Endnotes to Changing Places: Contexts of Awareness in Computing

[1] Exceptions do exist, such as the notorious problem of passing subway trains disrupting films at the Angelika Film Center in New York. Many theaters are also susceptible to sirens from passing emergency vehicles.

[2] Much more complicated analytical frameworks would be required, of course, to support real design activities. One of the most sophisticated is the Locales Framework (Fitzpatrick, Kaplan, and Mansfield 1996). Fitzpatrick, Kaplan, and Parsowith (1998) use this framework to analyze the spatial organization of work activities in buildings. Leading examples of institutional analysis of computing include Danziger, Dutton, Kling, and Kraemer (1982) and Mansell and Steinmuller (2000).

[3] Exceptions do exist. Flanagan (2000) describes the mixture of building types in a new generation of hospitals. And in small traditional cottages, such as those of the mountains of Norway, all activities are necessarily conducted in the same space.

[4] It should be remarked, though, that these devices are limited by the difficulty of sensing on the body during normal daily activity, and by the limitations of current battery technology (Starner personal communication, 12/16/00).

[5] Cell-phone jammers are available legally in some countries (Wylie 2000).

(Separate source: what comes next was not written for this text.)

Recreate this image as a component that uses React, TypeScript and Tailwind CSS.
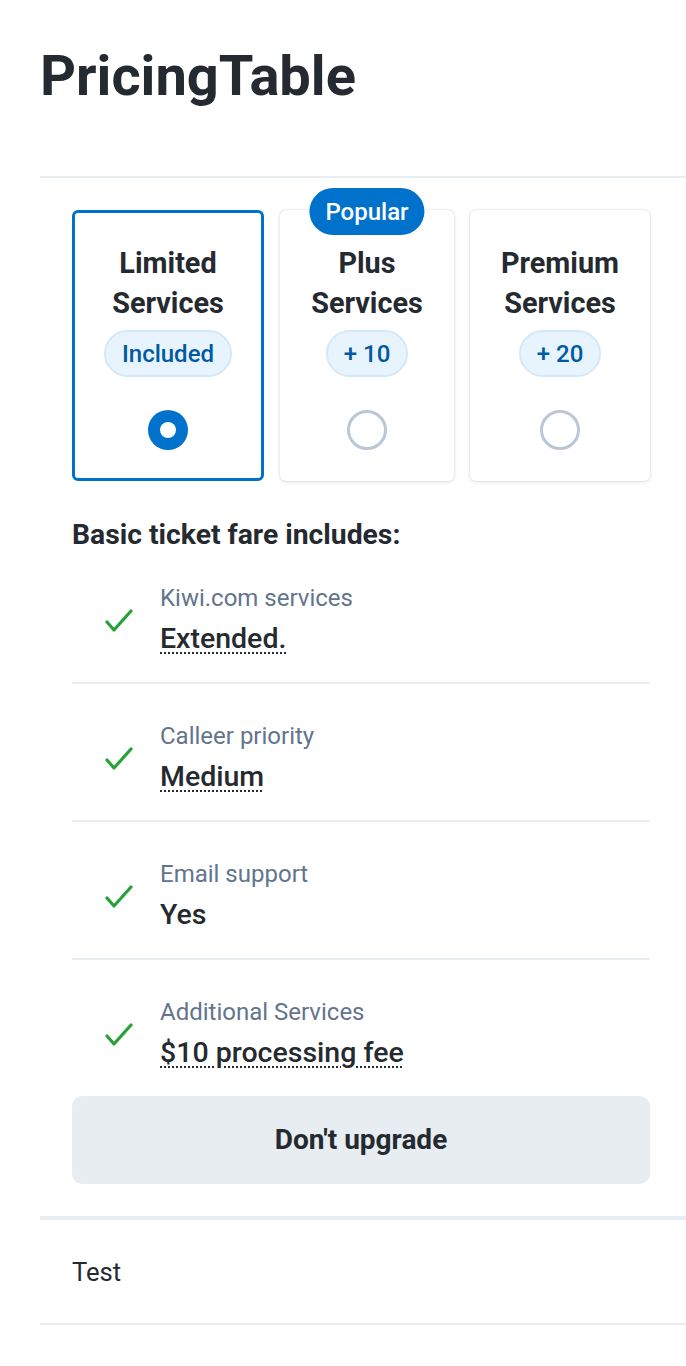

At least one system is available commercially to enforce house rules on Bluetooth-enabled devices; see <http://www.bluelinx.com/products.htm>.

[6] The categorical structures of the two institutional settings may not be completely different: in both restaurants and theaters one has, for example, customers and employees. As with the case of "house rules" that transcend different sorts of architectural places, the broad categories of customers and employees are found in many institutional settings, and some rules might apply to all such interactions, perhaps with refinements for each particular institution. For the most part, however, we should anticipate that different institutions' categories will be incommensurable in unexpected and insidious ways.

[7] This example derives from a project at UCLA by Robin Dodge, Sidarth Khoshoo, Paul Miller, and Ping Wang.

[8] In his work on "intelligent" meeting rooms, Coen (1998) argues that a strong technological coupling between the meeting participants and the room technology can be avoided using techniques from artificial intelligence. Some useful functionalities can surely be provided that way. The challenge, on the analysis presented here, is whether AI techniques can be used to infer the socially-constructed facts that the room system would need to register in order to provide more advanced functionalities.